Carter's investigations of the frontiers between Art and art, or Culture and culture, is - in these tales - tied up with the way she uses tenses. Her gleanings and borrowings from two - closely related - genres - on the one hand, the fairy tale, and on the other the romantic fiction, stand as a deliberate challenge to the placing of boys' games at the centre of our imaginative lives, leaving the girls to occupy whatever corners of the playground are left to them.

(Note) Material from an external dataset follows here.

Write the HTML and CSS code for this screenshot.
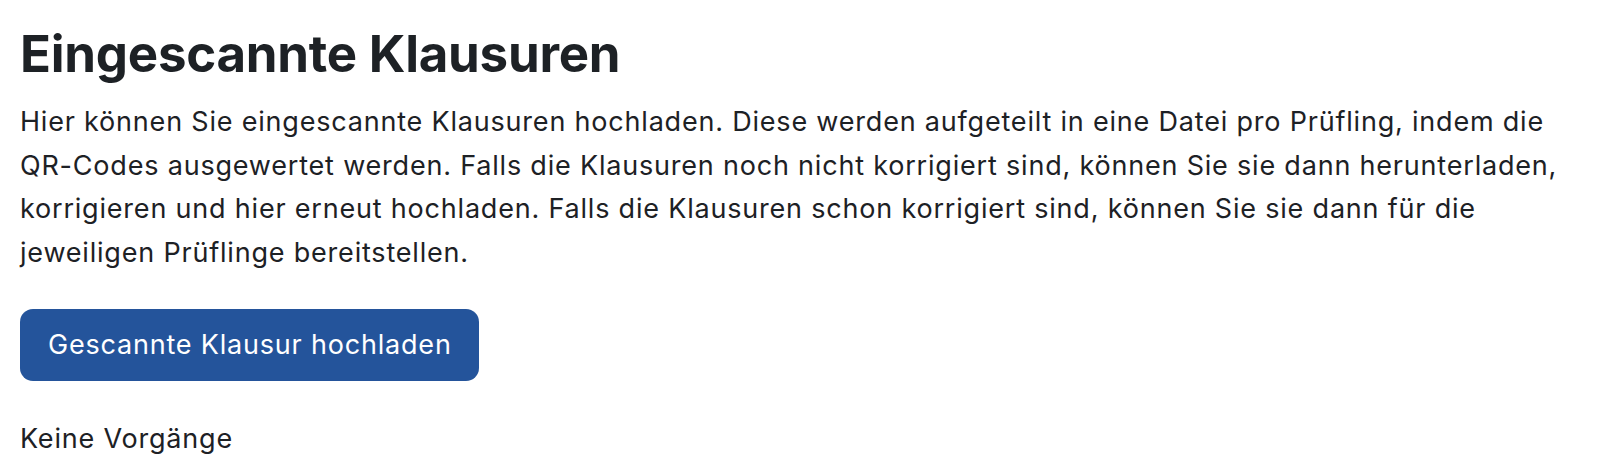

But - and I do not have the time to fully develop this here - she does not simply substitute the skipping rope for the football. In the places where prince, princess, wolf and vampire encounter one another, it is just possible that men and women might recognize one another. And just before Little Red Riding Hood nestles her curls against the wolf's shoulder, her grandmother's bones beneath the bed :

She will lay his fearful head on her lap and she will pick out the lice from his pelt and perhaps he will put the lice in her mouth and eat them, as he will bid her, as she would do in a savage marriage ceremony
The blizzard will die down.
The blizzard died down.

Carter had, I believe, read enough linguistics to know the status of that 'will'. Do present and past meet in that modality that points - perhaps - to a future?

WORKS USED :

Bouscaren, Janine and Jean Chuquet, Grammaire et textes anglais : guide pour l'analyse linguistique, Paris, Ophrys, 1987.

Carter, Angela, Black Venus, London, Chatto & Windus, 1985.

Carter, Angela, The Bloody Chamber, 1979, London, Penguin, 1981.

Guillemin-Flescher, Jacqueline, Syntaxe Comparée du Français et de l'Anglais : Problmes de Traduction, Paris, Ophrys, 1989.

Lewis, Michael, The English Verb : An Exploration of Structure and Meaning, Hove, Language Teaching Publications, 1986.

Paley, Grace, Enormous Changes at the Last Minute, London, Virago Modern Classics, 1979.

Weinrich, Harald, Le Temps : le récit et le commentaire, translated from the German by Michèle Lacoste, Paris, Editions du Sueil, 1973.

Zipes, Jack, Fairy Tales and the Art of Subversion : The Classical Genre for Children and the Process of Civilization, London, Heinemann, 1983.